Problem requirements
Return the listing word for word, as given.

Given information
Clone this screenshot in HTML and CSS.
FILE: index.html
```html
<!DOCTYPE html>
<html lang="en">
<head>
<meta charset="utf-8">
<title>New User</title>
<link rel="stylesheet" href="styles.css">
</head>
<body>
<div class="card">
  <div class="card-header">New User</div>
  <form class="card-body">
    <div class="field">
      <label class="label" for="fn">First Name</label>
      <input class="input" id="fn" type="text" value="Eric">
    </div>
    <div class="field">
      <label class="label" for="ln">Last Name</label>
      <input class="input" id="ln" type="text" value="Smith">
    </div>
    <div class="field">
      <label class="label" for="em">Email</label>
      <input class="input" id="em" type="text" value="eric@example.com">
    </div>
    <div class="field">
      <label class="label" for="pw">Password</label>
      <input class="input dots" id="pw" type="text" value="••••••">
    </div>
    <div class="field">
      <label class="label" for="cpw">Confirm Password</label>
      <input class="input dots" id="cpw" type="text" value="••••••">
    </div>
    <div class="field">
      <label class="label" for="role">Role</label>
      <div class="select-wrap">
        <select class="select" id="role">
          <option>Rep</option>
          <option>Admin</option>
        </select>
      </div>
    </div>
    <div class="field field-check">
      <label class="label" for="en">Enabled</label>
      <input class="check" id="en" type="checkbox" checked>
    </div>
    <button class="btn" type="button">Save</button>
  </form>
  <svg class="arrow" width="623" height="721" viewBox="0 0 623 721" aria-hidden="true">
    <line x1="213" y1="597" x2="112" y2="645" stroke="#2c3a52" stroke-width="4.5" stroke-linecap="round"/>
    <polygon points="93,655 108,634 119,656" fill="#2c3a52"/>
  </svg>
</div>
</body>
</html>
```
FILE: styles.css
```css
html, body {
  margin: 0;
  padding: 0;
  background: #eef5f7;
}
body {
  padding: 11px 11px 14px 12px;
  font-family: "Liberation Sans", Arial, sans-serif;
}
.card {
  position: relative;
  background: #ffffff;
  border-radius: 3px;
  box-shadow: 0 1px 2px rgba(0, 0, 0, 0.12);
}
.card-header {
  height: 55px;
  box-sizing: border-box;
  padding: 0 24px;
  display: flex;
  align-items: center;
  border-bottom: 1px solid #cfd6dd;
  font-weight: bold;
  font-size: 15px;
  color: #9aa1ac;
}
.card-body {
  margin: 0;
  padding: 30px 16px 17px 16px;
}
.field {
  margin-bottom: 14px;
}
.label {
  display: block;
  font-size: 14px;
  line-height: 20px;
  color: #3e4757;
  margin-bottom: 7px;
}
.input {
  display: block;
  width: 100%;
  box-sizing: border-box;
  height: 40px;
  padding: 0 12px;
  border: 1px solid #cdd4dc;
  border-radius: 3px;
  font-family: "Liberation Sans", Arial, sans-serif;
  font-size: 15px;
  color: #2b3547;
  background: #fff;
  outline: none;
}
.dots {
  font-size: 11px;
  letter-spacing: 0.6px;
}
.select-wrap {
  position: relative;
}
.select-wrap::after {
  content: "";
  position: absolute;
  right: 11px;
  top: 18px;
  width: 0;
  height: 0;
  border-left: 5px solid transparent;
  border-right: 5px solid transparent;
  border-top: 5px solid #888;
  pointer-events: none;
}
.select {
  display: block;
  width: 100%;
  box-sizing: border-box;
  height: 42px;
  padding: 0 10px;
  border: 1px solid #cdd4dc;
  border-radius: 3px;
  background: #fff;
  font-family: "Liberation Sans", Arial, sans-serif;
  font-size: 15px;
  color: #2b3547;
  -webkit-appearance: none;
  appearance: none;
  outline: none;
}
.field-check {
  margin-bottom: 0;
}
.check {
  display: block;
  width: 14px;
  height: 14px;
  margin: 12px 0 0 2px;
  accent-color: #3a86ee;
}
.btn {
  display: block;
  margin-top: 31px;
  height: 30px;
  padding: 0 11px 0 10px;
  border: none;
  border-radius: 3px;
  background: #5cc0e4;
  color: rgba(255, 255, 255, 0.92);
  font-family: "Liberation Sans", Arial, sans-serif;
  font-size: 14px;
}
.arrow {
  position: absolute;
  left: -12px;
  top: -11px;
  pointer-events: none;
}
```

Exercise response
Clone this screenshot in HTML and CSS.
FILE: index.html
```html
<!DOCTYPE html>
<html lang="en">
<head>
<meta charset="utf-8">
<title>New User</title>
<link rel="stylesheet" href="styles.css">
</head>
<body>
<div class="card">
  <div class="card-header">New User</div>
  <form class="card-body">
    <div class="field">
      <label class="label" for="fn">First Name</label>
      <input class="input" id="fn" type="text" value="Eric">
    </div>
    <div class="field">
      <label class="label" for="ln">Last Name</label>
      <input class="input" id="ln" type="text" value="Smith">
    </div>
    <div class="field">
      <label class="label" for="em">Email</label>
      <input class="input" id="em" type="text" value="eric@example.com">
    </div>
    <div class="field">
      <label class="label" for="pw">Password</label>
      <input class="input dots" id="pw" type="text" value="••••••">
    </div>
    <div class="field">
      <label class="label" for="cpw">Confirm Password</label>
      <input class="input dots" id="cpw" type="text" value="••••••">
    </div>
    <div class="field">
      <label class="label" for="role">Role</label>
      <div class="select-wrap">
        <select class="select" id="role">
          <option>Rep</option>
          <option>Admin</option>
        </select>
      </div>
    </div>
    <div class="field field-check">
      <label class="label" for="en">Enabled</label>
      <input class="check" id="en" type="checkbox" checked>
    </div>
    <button class="btn" type="button">Save</button>
  </form>
  <svg class="arrow" width="623" height="721" viewBox="0 0 623 721" aria-hidden="true">
    <line x1="213" y1="597" x2="112" y2="645" stroke="#2c3a52" stroke-width="4.5" stroke-linecap="round"/>
    <polygon points="93,655 108,634 119,656" fill="#2c3a52"/>
  </svg>
</div>
</body>
</html>
```
FILE: styles.css
```css
html, body {
  margin: 0;
  padding: 0;
  background: #eef5f7;
}
body {
  padding: 11px 11px 14px 12px;
  font-family: "Liberation Sans", Arial, sans-serif;
}
.card {
  position: relative;
  background: #ffffff;
  border-radius: 3px;
  box-shadow: 0 1px 2px rgba(0, 0, 0, 0.12);
}
.card-header {
  height: 55px;
  box-sizing: border-box;
  padding: 0 24px;
  display: flex;
  align-items: center;
  border-bottom: 1px solid #cfd6dd;
  font-weight: bold;
  font-size: 15px;
  color: #9aa1ac;
}
.card-body {
  margin: 0;
  padding: 30px 16px 17px 16px;
}
.field {
  margin-bottom: 14px;
}
.label {
  display: block;
  font-size: 14px;
  line-height: 20px;
  color: #3e4757;
  margin-bottom: 7px;
}
.input {
  display: block;
  width: 100%;
  box-sizing: border-box;
  height: 40px;
  padding: 0 12px;
  border: 1px solid #cdd4dc;
  border-radius: 3px;
  font-family: "Liberation Sans", Arial, sans-serif;
  font-size: 15px;
  color: #2b3547;
  background: #fff;
  outline: none;
}
.dots {
  font-size: 11px;
  letter-spacing: 0.6px;
}
.select-wrap {
  position: relative;
}
.select-wrap::after {
  content: "";
  position: absolute;
  right: 11px;
  top: 18px;
  width: 0;
  height: 0;
  border-left: 5px solid transparent;
  border-right: 5px solid transparent;
  border-top: 5px solid #888;
  pointer-events: none;
}
.select {
  display: block;
  width: 100%;
  box-sizing: border-box;
  height: 42px;
  padding: 0 10px;
  border: 1px solid #cdd4dc;
  border-radius: 3px;
  background: #fff;
  font-family: "Liberation Sans", Arial, sans-serif;
  font-size: 15px;
  color: #2b3547;
  -webkit-appearance: none;
  appearance: none;
  outline: none;
}
.field-check {
  margin-bottom: 0;
}
.check {
  display: block;
  width: 14px;
  height: 14px;
  margin: 12px 0 0 2px;
  accent-color: #3a86ee;
}
.btn {
  display: block;
  margin-top: 31px;
  height: 30px;
  padding: 0 11px 0 10px;
  border: none;
  border-radius: 3px;
  background: #5cc0e4;
  color: rgba(255, 255, 255, 0.92);
  font-family: "Liberation Sans", Arial, sans-serif;
  font-size: 14px;
}
.arrow {
  position: absolute;
  left: -12px;
  top: -11px;
  pointer-events: none;
}
```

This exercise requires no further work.